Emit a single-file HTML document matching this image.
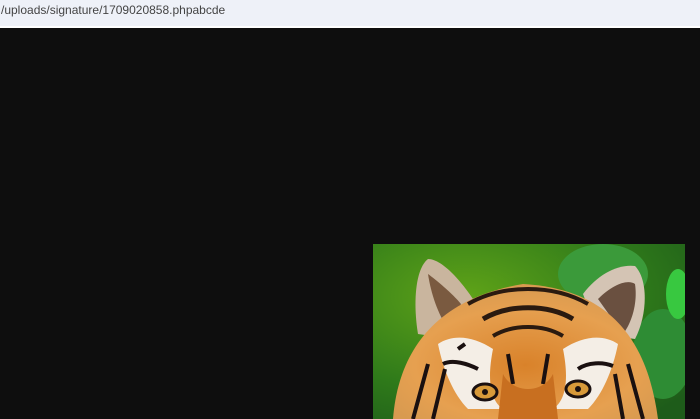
<!DOCTYPE html>
<html><head><style>
html,body{margin:0;padding:0;width:700px;height:419px;overflow:hidden;background:#0e0e0e;}
.bar{position:absolute;left:0;top:0;width:700px;height:26px;background:#eef1f8;border-bottom:2px solid #fff;}
.bar span{position:absolute;left:1px;top:3px;font:12px "Liberation Sans",sans-serif;color:#444;}
svg{position:absolute;left:373px;top:244px;}
</style></head><body>
<div class="bar"><span>/uploads/signature/1709020858.phpabcde</span></div>
<svg width="312" height="175" viewBox="0 0 312 175">
<defs>
<radialGradient id="bg" cx="0.3" cy="0.3" r="0.9"><stop offset="0" stop-color="#5fa318"/><stop offset="0.6" stop-color="#2f7a1a"/><stop offset="1" stop-color="#1e5c1a"/></radialGradient>
<radialGradient id="hd" cx="0.5" cy="0.6" r="0.6"><stop offset="0" stop-color="#d9822a"/><stop offset="0.7" stop-color="#e6a050"/><stop offset="1" stop-color="#d89a50"/></radialGradient>
</defs>
<rect width="312" height="175" fill="url(#bg)"/>
<ellipse cx="230" cy="30" rx="45" ry="30" fill="#3b9a3a"/>
<ellipse cx="290" cy="110" rx="30" ry="45" fill="#2e8c34"/>
<ellipse cx="305" cy="50" rx="12" ry="25" fill="#38c840"/>
<path d="M45,90 C40,60 42,25 55,15 C70,15 90,40 100,55 L80,95Z" fill="#c9b59e"/>
<path d="M55,30 C62,35 80,50 88,60 L75,85 C65,70 58,50 55,30Z" fill="#7a5a40"/>
<path d="M210,50 C225,30 245,20 262,22 C275,35 275,70 262,95 L225,90Z" fill="#d4c4b4"/>
<path d="M225,55 C240,40 255,35 262,40 C265,60 258,80 250,90Z" fill="#6a5040"/>
<path d="M20,175 C25,110 60,55 150,40 C240,45 275,100 285,175Z" fill="url(#hd)"/>
<path d="M95,60 C130,40 180,40 215,60" stroke="#2a1a10" stroke-width="4" fill="none"/>
<path d="M110,75 C135,60 175,60 200,75" stroke="#2a1a10" stroke-width="5" fill="none"/>
<path d="M120,92 C140,80 170,80 190,92" stroke="#2a1a10" stroke-width="4" fill="none"/>
<path d="M65,100 C80,90 100,92 120,105 C115,130 115,155 130,165 L95,165 C80,150 70,125 65,100Z" fill="#f4eee6"/>
<path d="M245,100 C230,90 210,92 190,105 C195,130 195,155 180,165 L215,165 C230,150 240,125 245,100Z" fill="#f4eee6"/>
<path d="M85,105 L92,100 M70,120 C80,115 95,120 105,125" stroke="#1a1010" stroke-width="4" fill="none"/>
<path d="M205,125 C215,118 230,118 240,122" stroke="#1a1010" stroke-width="4" fill="none"/>
<path d="M40,175 L55,120 M60,175 L72,125 M270,175 L255,120 M250,175 L242,130 M135,110 L140,140 M175,110 L170,140" stroke="#1a1010" stroke-width="4" fill="none"/>
<ellipse cx="112" cy="148" rx="12" ry="8" fill="#d89a3a" stroke="#1a1010" stroke-width="3"/>
<ellipse cx="205" cy="145" rx="12" ry="8" fill="#d89a3a" stroke="#1a1010" stroke-width="3"/>
<circle cx="112" cy="148" r="3" fill="#1a1010"/><circle cx="205" cy="145" r="3" fill="#1a1010"/>
<path d="M130,130 C140,150 170,150 180,130 L185,175 L125,175Z" fill="#c86f20"/>
</svg>
</body></html>
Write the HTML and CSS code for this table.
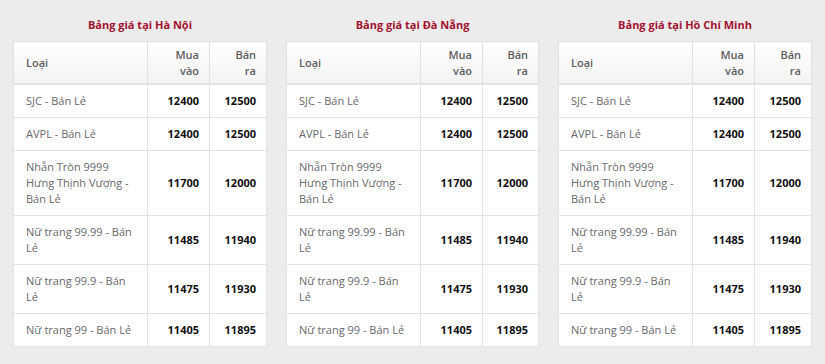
FILE: index.html
```html
<!DOCTYPE html>
<html lang="vi">
<head>
<meta charset="utf-8">
<title>Bảng giá vàng</title>
<link rel="stylesheet" href="styles.css">
</head>
<body>
<div class="page">
  <section class="block">
    <h3 class="title">Bảng giá tại Hà Nội</h3>
    <table class="prices">
      <colgroup><col class="c-type"><col class="c-buy"><col class="c-sell"></colgroup>
      <thead><tr><th class="left">Loại</th><th>Mua vào</th><th>Bán ra</th></tr></thead>
      <tbody>
        <tr><td class="name">SJC - Bán Lẻ</td><td class="num">12400</td><td class="num">12500</td></tr>
        <tr><td class="name">AVPL - Bán Lẻ</td><td class="num">12400</td><td class="num">12500</td></tr>
        <tr><td class="name">Nhẫn Tròn 9999 Hưng Thịnh Vượng - Bán Lẻ</td><td class="num">11700</td><td class="num">12000</td></tr>
        <tr><td class="name">Nữ trang 99.99 - Bán Lẻ</td><td class="num">11485</td><td class="num">11940</td></tr>
        <tr><td class="name">Nữ trang 99.9 - Bán Lẻ</td><td class="num">11475</td><td class="num">11930</td></tr>
        <tr><td class="name">Nữ trang 99 - Bán Lẻ</td><td class="num">11405</td><td class="num">11895</td></tr>
      </tbody>
    </table>
  </section>
  <section class="block">
    <h3 class="title">Bảng giá tại Đà Nẵng</h3>
    <table class="prices">
      <colgroup><col class="c-type"><col class="c-buy"><col class="c-sell"></colgroup>
      <thead><tr><th class="left">Loại</th><th>Mua vào</th><th>Bán ra</th></tr></thead>
      <tbody>
        <tr><td class="name">SJC - Bán Lẻ</td><td class="num">12400</td><td class="num">12500</td></tr>
        <tr><td class="name">AVPL - Bán Lẻ</td><td class="num">12400</td><td class="num">12500</td></tr>
        <tr><td class="name">Nhẫn Tròn 9999 Hưng Thịnh Vượng - Bán Lẻ</td><td class="num">11700</td><td class="num">12000</td></tr>
        <tr><td class="name">Nữ trang 99.99 - Bán Lẻ</td><td class="num">11485</td><td class="num">11940</td></tr>
        <tr><td class="name">Nữ trang 99.9 - Bán Lẻ</td><td class="num">11475</td><td class="num">11930</td></tr>
        <tr><td class="name">Nữ trang 99 - Bán Lẻ</td><td class="num">11405</td><td class="num">11895</td></tr>
      </tbody>
    </table>
  </section>
  <section class="block">
    <h3 class="title">Bảng giá tại Hồ Chí Minh</h3>
    <table class="prices">
      <colgroup><col class="c-type"><col class="c-buy"><col class="c-sell"></colgroup>
      <thead><tr><th class="left">Loại</th><th>Mua vào</th><th>Bán ra</th></tr></thead>
      <tbody>
        <tr><td class="name">SJC - Bán Lẻ</td><td class="num">12400</td><td class="num">12500</td></tr>
        <tr><td class="name">AVPL - Bán Lẻ</td><td class="num">12400</td><td class="num">12500</td></tr>
        <tr><td class="name">Nhẫn Tròn 9999 Hưng Thịnh Vượng - Bán Lẻ</td><td class="num">11700</td><td class="num">12000</td></tr>
        <tr><td class="name">Nữ trang 99.99 - Bán Lẻ</td><td class="num">11485</td><td class="num">11940</td></tr>
        <tr><td class="name">Nữ trang 99.9 - Bán Lẻ</td><td class="num">11475</td><td class="num">11930</td></tr>
        <tr><td class="name">Nữ trang 99 - Bán Lẻ</td><td class="num">11405</td><td class="num">11895</td></tr>
      </tbody>
    </table>
  </section>
</div>
</body>
</html>
```
FILE: styles.css
```css
html, body {
  margin: 0;
  padding: 0;
  background: #ececec;
}
body {
  font-family: "Open Sans", "Noto Sans", sans-serif;
  font-size: 11px;
  color: #333;
}
.page {
  display: grid;
  grid-template-columns: 254px 253px 254px;
  column-gap: 19px;
  padding: 17px 13px 0 13px;
}
.block {
  display: flex;
  flex-direction: column;
}
.title {
  margin: 0 0 8px 0;
  height: 16px;
  line-height: 16px;
  text-align: center;
  font-size: 11px;
  font-weight: 700;
  color: #a3122e;
}
.prices {
  width: 100%;
  border-collapse: collapse;
  table-layout: fixed;
  background: #fff;
  border: 1px solid #dedede;
  box-shadow: 0 1px 1px rgba(0,0,0,0.04);
}
.c-type { width: 134px; }
.c-buy { width: 62px; }
.c-sell { width: auto; }
.prices th {
  padding: 5px 10px 4px 16px;
  line-height: 16px;
  text-align: right;
  font-weight: 600;
  color: #5f5f5f;
  background: linear-gradient(#ffffff, #f3f3f3);
  border: 1px solid #e0e0e0;
  border-bottom: 2px solid #e3e3e3;
  height: 32px;
  box-sizing: content-box;
  vertical-align: middle;
}
.prices th.left {
  text-align: left;
  padding-left: 12px;
}
.prices td {
  padding: 8px 10px 8px 10px;
  line-height: 16px;
  border: 1px solid #e3e3e3;
  vertical-align: middle;
}
.prices td.name {
  padding-left: 12px;
  padding-right: 10px;
  color: #6a6a6a;
}
.prices td.num {
  text-align: right;
  font-weight: 700;
  color: #111;
}
```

EXERCISE: Lines holding the word "this" should be counted across the entries; state only how many there are.

FINAL RESULT: 2